Si segnalano bombardamenti a Kobane, Shengal, Derik, Ain Issa, Tel Rifaat, Derbasiye, Sulaymaniyya e Qandil; luoghi dove ci sono diverse basi dei combattenti curdi, che da anni portano avanti una vera e propri guerra non solo col governo turco, ma anche contro le unità dell’esercito dell’IS, che rischia di tornare all’attacco proprio a causa di questo nuovo conflitto sul suolo curdo.

A riguardo, L’Internazionale riporta la traduzione di una parte di analisi attuata dal Jerusalem Post sulla questione:

Mentre domenica sera la narrativa ufficiale di Ankara era che l’esplosione a Istanbul ‘poteva’ essere terrorismo, lunedì mattina non solo era stato deciso di sì, ma era anche stata trovata la colpevole e ogni pezzo del puzzle era al suo posto.

In ogni caso, qualsiasi sia la verità riguardo i tragici avvenimenti del 13 Novembre, sono ormai circa tre anni che Erdoğan torna ciclicamente a parlare in termini duri di eventuali operazioni da condurre contro il Kurdistan e le sue truppe guerrigliere.

Un’escalation continua 

Dopo ciò che è accaduto a Istanbul però, non è solo la Turchia a essere scesa in campo in questo sanguinoso conflitto. 

Oltre alla già citata problematica del ritorno dell’ISIS, anche l’Iran sembra intenzionata a giocare un ruolo decisivo in questo scontro. I Guardiani della Rivoluzione, l’organo principale dei corpi militari iraniani, ha già condotto un attacco rivolto agli avamposti curdi nel nord dell’Iraq. 

 L’Iran è a oggi protagonista di diverse proteste, tra le quali risultano anche mobilitazioni di minoranze curde contro il governo repressivo iraniano. In questo completo report pubblicato su Qantara, da Birgit Svensson, sono riportati nel dettaglio tutti gli avvicendamenti che hanno condotto Turchia, Iran e Kurdistan a un nuovo scontro su larga scala. 

L’Europa nei confronti della questione

Recentemente la Svezia ha ceduto alle pressioni del presidente Turco e ha deciso di estradare il curdo Mahmut Tat, accusato di essere un membro del PKK. La scelta di agire in tale modo è il risultato di un blocco attuato da Erdoğan all’ingresso di Svezia e Finlandia nella NATO. 
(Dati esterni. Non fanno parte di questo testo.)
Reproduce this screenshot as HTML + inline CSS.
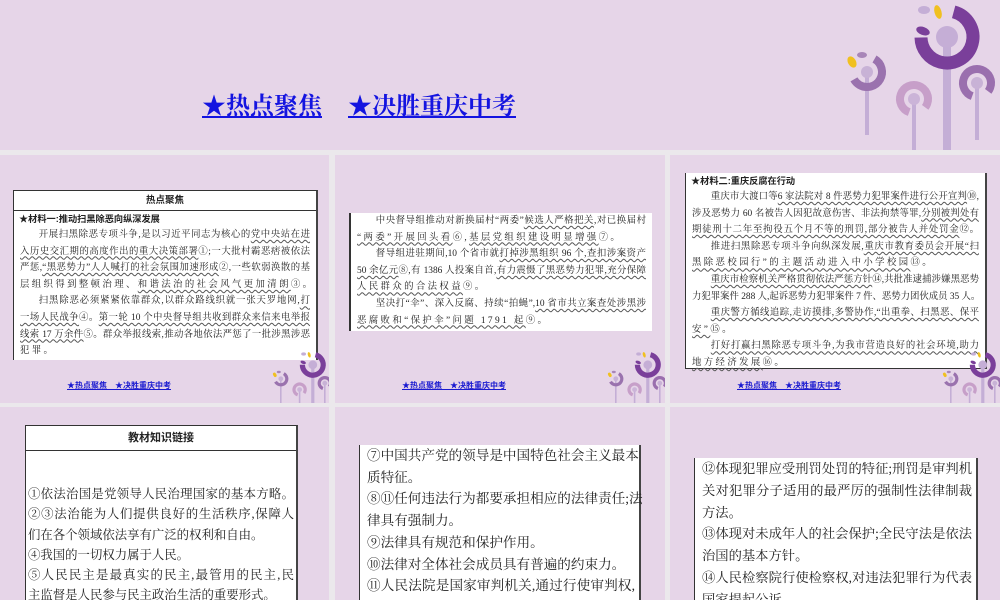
<!DOCTYPE html>
<html><head><meta charset="utf-8">
<style>
*{margin:0;padding:0;box-sizing:border-box}
body{width:1000px;height:600px;overflow:hidden;background:#ebe8ec;position:relative;font-family:"Liberation Serif","Noto Serif CJK SC",serif;color:#222}
.p{position:absolute;background:#e6d5e8;overflow:hidden}
.box{position:absolute;background:#fff;border:1px solid #333;border-right:2px solid #444}
.ln{white-space:nowrap;text-align:justify;text-align-last:justify;display:block}
.nl{white-space:nowrap;display:block;letter-spacing:2.4px}
.s{font-size:9.4px;line-height:16.6px;padding:0 6px}
.ind{text-indent:2em}
.u{text-decoration:underline wavy #555;text-decoration-thickness:0.5px;text-underline-offset:2px}
.hd{font-family:"Liberation Sans","Noto Sans CJK SC",sans-serif;font-weight:bold}
.foot{position:absolute;left:67px;top:225px;font-family:"Liberation Sans","Noto Sans CJK SC",sans-serif;font-size:8px;font-weight:bold;color:#1a1ad0;text-decoration:underline;white-space:nowrap}
.mini{position:absolute;left:0;top:0}
</style></head><body>
<svg width="0" height="0" style="position:absolute">
<defs>
<g id="fl">
<line x1="287" y1="37" x2="287" y2="160" stroke="#c4aed6" stroke-width="8"/>
<circle cx="287" cy="37" r="26" fill="none" stroke="#7a3f9a" stroke-width="13" stroke-dasharray="115 48" transform="rotate(-75 287 37)"/>
<circle cx="287" cy="37" r="11" fill="#c5aed6"/>
<ellipse cx="263" cy="31" rx="7" ry="4" fill="#7a3f9a" transform="rotate(20 263 31)"/>
<ellipse cx="264" cy="10" rx="6" ry="4" fill="#c4aed6"/>
<ellipse cx="278" cy="12" rx="3.5" ry="7" fill="#f0c020" transform="rotate(-15 278 12)"/>
<line x1="317" y1="83" x2="317" y2="140" stroke="#c4aed6" stroke-width="4"/>
<circle cx="317" cy="83" r="14" fill="none" stroke="#9a6fae" stroke-width="8" stroke-dasharray="70 18" transform="rotate(110 317 83)"/>
<circle cx="317" cy="83" r="6" fill="#c8b2d6"/>
<line x1="254" y1="99" x2="254" y2="160" stroke="#c4aed6" stroke-width="4"/>
<circle cx="254" cy="99" r="14" fill="none" stroke="#c79fc9" stroke-width="8" stroke-dasharray="70 18" transform="rotate(110 254 99)"/>
<circle cx="254" cy="99" r="6" fill="#cbb4d8"/>
<line x1="207" y1="72" x2="207" y2="135" stroke="#c4aed6" stroke-width="4"/>
<circle cx="207" cy="72" r="15" fill="none" stroke="#9a72ae" stroke-width="8" stroke-dasharray="55 40" transform="rotate(-60 207 72)"/>
<circle cx="207" cy="72" r="6" fill="#c8b2d6"/>
<ellipse cx="192" cy="62" rx="4" ry="6" fill="#f0c020" transform="rotate(-30 192 62)"/>
<ellipse cx="202" cy="55" rx="5" ry="3" fill="#a886b8"/>
</g>
</defs></svg>

<!-- top banner -->
<div class="p" style="left:0;top:0;width:1000px;height:150px">
<div style="position:absolute;left:202px;top:86px;font-family:'Liberation Serif','Noto Serif CJK SC',serif;font-weight:bold;font-size:24px;color:#1414e0;text-decoration:underline;white-space:nowrap">★热点聚焦<span style="display:inline-block;width:26px"></span>★决胜重庆中考</div>
<svg style="position:absolute;left:660px;top:0" width="340" height="150"><use href="#fl"/></svg>
</div>

<!-- row1 panel1 -->
<div class="p" style="left:0;top:155px;width:329px;height:248px">
<div class="box" style="left:13px;top:35px;width:305px;height:170px;border-bottom:none">
<div class="hd" style="height:20px;border-bottom:1px solid #333;text-align:center;font-size:9.5px;line-height:20px">热点聚焦</div>
<div class="hd" style="font-size:9.2px;line-height:16px;padding:0 5px">★材料一:推动扫黑除恶向纵深发展</div>
<div class="s">
<span class="ln ind">开展扫黑除恶专项斗争,是以习近平同志为核心的<span class="u">党中央站在进</span></span>
<span class="ln"><span class="u">入历史交汇期的高度作出的重大决策部署</span>①;一大批村霸恶痞被依法</span>
<span class="ln">严惩,<span class="u">“黑恶势力”人人喊打的社会氛围加速形成</span>②,一些软弱涣散的基</span>
<span class="nl">层组织得到整顿治理、<span class="u">和谐法治的社会风气更加清朗</span>③。</span>
<span class="ln ind">扫黑除恶必须紧紧依靠群众,以群众路线织就一张天罗地网,<span class="u">打</span></span>
<span class="ln"><span class="u">一场人民战争</span>④。<span class="u">第一轮 10 个中央督导组共收到群众来信来电举报</span></span>
<span class="ln"><span class="u">线索 17 万余件</span>⑤。群众举报线索,推动各地依法严惩了一批涉黑涉恶</span>
<span class="nl">犯罪。</span>
</div></div>
<div class="foot">★热点聚焦　★决胜重庆中考</div>
<svg class="mini" width="329" height="248"><g transform="translate(198 195) scale(0.4)"><use href="#fl"/></g></svg>
</div>

<!-- row1 panel2 -->
<div class="p" style="left:335px;top:155px;width:330px;height:248px">
<div class="box" style="left:14px;top:58px;width:303px;height:118px;border-left:2px solid #333;border-top:none;border-right:none;border-bottom:none">
<div class="s">
<span class="ln ind">中央督导组推动对新换届村“两委”<span class="u">候选人严格把关</span>,对已换届村</span>
<span class="nl"><span class="u">“两委”开展回头看</span>⑥,<span class="u">基层党组织建设明显增强</span>⑦。</span>
<span class="ln ind">督导组进驻期间,10 个省市就<span class="u">打掉涉黑组织 96 个,查扣涉案资产</span></span>
<span class="ln"><span class="u">50 余亿元</span>⑧,有 1386 人投案自首,<span class="u">有力震慑了黑恶势力犯罪,充分保障</span></span>
<span class="nl"><span class="u">人民群众的合法权益</span>⑨。</span>
<span class="ln ind">坚决打“伞”、深入反腐、持续“拍蝇”,<span class="u">10 省市共立案查处涉黑涉</span></span>
<span class="nl"><span class="u">恶腐败和“保护伞”问题 1791 起</span>⑨。</span>
</div></div>
<div class="foot">★热点聚焦　★决胜重庆中考</div>
<svg class="mini" width="330" height="248"><g transform="translate(198 195) scale(0.4)"><use href="#fl"/></g></svg>
</div>

<!-- row1 panel3 -->
<div class="p" style="left:670px;top:155px;width:330px;height:248px">
<div class="box" style="left:15px;top:18px;width:302px;height:196px;border-top:none">
<div class="hd" style="font-size:9.2px;line-height:16px;padding:0 5px">★材料二:重庆反腐在行动</div>
<div class="s">
<span class="ln ind">重庆市大渡口等<span class="u">6 家法院对 8 件恶势力犯罪案件进行公开宣判</span>⑩,</span>
<span class="ln">涉及恶势力 60 名被告人因犯故意伤害、非法拘禁等罪,<span class="u">分别被判处有</span></span>
<span class="ln"><span class="u">期徒刑十二年至拘役五个月不等的刑罚,部分被告人并处罚金</span>⑫。</span>
<span class="ln ind">推进扫黑除恶专项斗争向纵深发展,<span class="u">重庆市教育委员会开展“扫</span></span>
<span class="nl"><span class="u">黑除恶校园行”的主题活动进入中小学校园</span>⑬。</span>
<span class="ln ind"><span class="u">重庆市检察机关严格贯彻依法严惩方针</span>⑭,共批准逮捕涉嫌黑恶势</span>
<span class="ln">力犯罪案件 288 人,起诉恶势力犯罪案件 7 件、恶势力团伙成员 35 人。</span>
<span class="ln ind"><span class="u">重庆警方循线追踪,走访摸排,多警协作,“出重拳、扫黑恶、保平</span></span>
<span class="nl"><span class="u">安”</span>⑮。</span>
<span class="ln ind"><span class="u">打好打赢扫黑除恶专项斗争,为我市营造良好的社会环境,助力</span></span>
<span class="nl"><span class="u">地方经济发展</span>⑯。</span>
</div></div>
<div class="foot">★热点聚焦　★决胜重庆中考</div>
<svg class="mini" width="330" height="248"><g transform="translate(198 195) scale(0.4)"><use href="#fl"/></g></svg>
</div>

<!-- row2 panel1 -->
<div class="p" style="left:0;top:407px;width:329px;height:193px">
<div class="box" style="left:25px;top:18px;width:273px;height:190px">
<div class="hd" style="height:25px;border-bottom:1px solid #333;text-align:center;font-size:11px;line-height:25px">教材知识链接</div>
<div style="font-size:12.4px;line-height:20.3px;padding:33px 2px 0 2px">
<span class="ln">①依法治国是党领导人民治理国家的基本方略。</span>
<span class="ln">②③法治能为人们提供良好的生活秩序,保障人</span>
<span style="display:block">们在各个领域依法享有广泛的权利和自由。</span>
<span style="display:block">④我国的一切权力属于人民。</span>
<span class="ln">⑤人民民主是最真实的民主,最管用的民主,民</span>
<span style="display:block">主监督是人民参与民主政治生活的重要形式。</span>
</div></div>
</div>

<!-- row2 panel2 -->
<div class="p" style="left:335px;top:407px;width:330px;height:193px">
<div class="box" style="left:24px;top:38px;width:282px;height:170px;border-top:none">
<div style="font-size:13.6px;line-height:21.7px;padding:0 4px 0 7px">
<span class="ln">⑦中国共产党的领导是中国特色社会主义最本</span>
<span style="display:block">质特征。</span>
<span class="ln">⑧⑪任何违法行为都要承担相应的法律责任;法</span>
<span style="display:block">律具有强制力。</span>
<span style="display:block">⑨法律具有规范和保护作用。</span>
<span style="display:block">⑩法律对全体社会成员具有普遍的约束力。</span>
<span class="ln">⑪人民法院是国家审判机关,通过行使审判权,</span>
<span style="display:block">行使审判作用。</span>
</div></div>
</div>

<!-- row2 panel3 -->
<div class="p" style="left:670px;top:407px;width:330px;height:193px">
<div class="box" style="left:24px;top:51px;width:284px;height:150px;border-top:none">
<div style="font-size:13.3px;line-height:21.8px;padding:0 4px 0 7px">
<span class="ln">⑫体现犯罪应受刑罚处罚的特征;刑罚是审判机</span>
<span class="ln">关对犯罪分子适用的最严厉的强制性法律制裁</span>
<span style="display:block">方法。</span>
<span class="ln">⑬体现对未成年人的社会保护;全民守法是依法</span>
<span style="display:block">治国的基本方针。</span>
<span class="ln">⑭人民检察院行使检察权,对违法犯罪行为代表</span>
<span style="display:block">国家提起公诉。</span>
</div></div>
</div>
</body></html>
Contemporaneamente il Parlamentare Europeo Fabio Massimo Castaldo si è fatto promotore di una lettera aperta, scritta insieme ad altri 19 suoi colleghi, indirizzata alla presidente della Commissione Europea Ursula Von Der Leyen e al vice-presidente Josep Borrell. In questa lettera si chiede di prendere netta posizione contro gli attacchi del governo Turco e condannare le azioni di Erdoğan.  Viene ricordato anche il ruolo chiave delle milizie curde contro le unità Jihadiste e di come in quella zona sia nato un modello alternativo di società, perennemente a rischio. 

Per quanto riguarda l’Italia, una parte della militanza politica extra-parlamentare ha cercato di dar voce a queste istanze. Il 30 novembre vi è stato un presidio a piazza dell’Esquilino per denunciare l’aggressione Turca e specificatamente il presunto uso di armi chimiche. A riguardo, un’altra lettera aperta è stata scritta e firmata da studiosi e attivisti con la richiesta di aprire un’indagine internazionale. Tra i firmatari, il professor Michael Gunter, segretario generale della Commissione civica UE-Turchia. 
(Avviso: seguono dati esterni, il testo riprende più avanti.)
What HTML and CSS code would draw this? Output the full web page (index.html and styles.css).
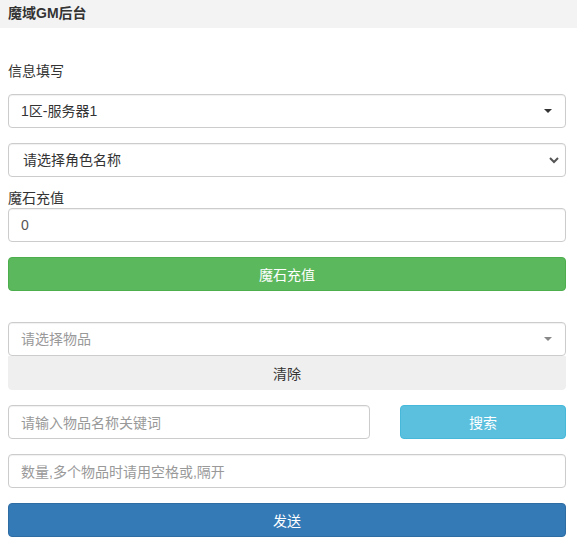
FILE: index.html
```html
<!DOCTYPE html>
<html lang="zh">
<head>
<meta charset="utf-8">
<title>魔域GM后台</title>
<link rel="stylesheet" href="styles.css">
</head>
<body>
<header class="topbar"><span class="brand">魔域GM后台</span></header>
<main class="page">
  <div class="section-label">信息填写</div>
  <div class="field picker">
    <span class="picker-text">1区-服务器1</span>
    <span class="caret"></span>
  </div>
  <div class="field picker native">
    <span class="picker-text">请选择角色名称</span>
    <svg class="chevron" width="10" height="8" viewBox="0 0 10 8"><path d="M1 2 L5 6 L9 2" fill="none" stroke="#555" stroke-width="2"/></svg>
  </div>
  <div class="field-label">魔石充值</div>
  <div class="field input"><span class="value">0</span></div>
  <button class="btn btn-success gap">魔石充值</button>

  <div class="item-group">
    <div class="field picker">
      <span class="picker-text placeholder">请选择物品</span>
      <span class="caret light"></span>
    </div>
    <button class="btn btn-clear">清除</button>
  </div>

  <div class="search-row">
    <div class="field input"><span class="placeholder">请输入物品名称关键词</span></div>
    <button class="btn btn-info">搜索</button>
  </div>
  <div class="field input gap"><span class="placeholder">数量,多个物品时请用空格或,隔开</span></div>
  <button class="btn btn-primary gap">发送</button>
</main>
</body>
</html>
```
FILE: styles.css
```css
* { box-sizing: border-box; }
html, body { margin: 0; padding: 0; background: #fff; }
body {
  font-family: "Liberation Sans", "Noto Sans CJK SC", sans-serif;
  font-size: 14px;
  color: #333;
}
.topbar {
  height: 28px;
  background: #f3f3f3;
  padding-left: 8px;
  line-height: 27px;
}
.brand { font-weight: bold; font-size: 14px; color: #333; }
.page {
  padding: 0 11px 0 8px;
  display: flex;
  flex-direction: column;
}
.section-label {
  margin-top: 33px;
  height: 20px;
  line-height: 20px;
  margin-bottom: 13px;
}
.field {
  height: 34px;
  border: 1px solid #ccc;
  border-radius: 4px;
  background: #fff;
  display: flex;
  align-items: center;
  padding: 0 12px;
  box-shadow: inset 0 1px 1px rgba(0,0,0,.06);
}
.picker { justify-content: space-between; padding-right: 12px; }
.picker + .picker { margin-top: 15px; }
.native { padding-left: 14px; }
.picker-text { line-height: 20px; }
.caret {
  width: 0; height: 0;
  border-left: 4px solid transparent;
  border-right: 4px solid transparent;
  border-top: 4px solid #333;
  margin-right: 1px;
}
.caret.light { border-top-color: #888; }
.chevron { margin-right: -6px; }
.placeholder { color: #999; }
.field-label {
  margin-top: 11px;
  height: 20px;
  line-height: 20px;
}
.input .value { color: #555; }
.btn {
  height: 34px;
  border: 1px solid transparent;
  border-radius: 4px;
  font-family: inherit;
  font-size: 14px;
  color: #fff;
  padding: 0;
  width: 100%;
}
.gap { margin-top: 15px; }
.btn-success { background: #5cb85c; border-color: #4cae4c; }
.btn-info { background: #5bc0de; border-color: #46b8da; }
.btn-primary { background: #337ab7; border-color: #2e6da4; }
.item-group { margin-top: 31px; display: flex; flex-direction: column; }
.item-group .picker { margin-bottom: 0; }
.btn-clear {
  background: #efefef;
  border-color: #efefef;
  color: #333;
  border-radius: 0 0 4px 4px;
  margin-top: 0;
}
.search-row {
  margin-top: 15px;
  display: grid;
  grid-template-columns: 362px 166px;
  justify-content: space-between;
}
```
Nella giornata del 2 Dicembre, a Roma e a Pisa e nella giornata del 3 Dicembre a Torino, studentiitaliani e curdi, sono scesi nelle piazze, denunciando il silenzio generale dei media italiani ed europei sul nuovo conflitto. A Pisa è stato simbolicamente occupata per 48 ore la sede universitaria dai ragazzi del Collettivo Universitario Autonomo, prendendo di mira i rapporti dell’ateneo con la società Leonardo, che fornisce armi al governo Turco. 

Tirando le somme

L’esperimento di democrazia alternativa del Kurdistan, come lo definiscono studiosi e organizzazioni, che parte dal Rojava e attraversa altre zone delle regioni, è ancora una volta conteso tra Turchia, Iran e la minaccia Jihadista. Ora non resta che aspettare un’evoluzione degli eventi, una presa di posizione da parte della Commissione Europea e una maggiore diffusione delle notizie sui media Italiani e non.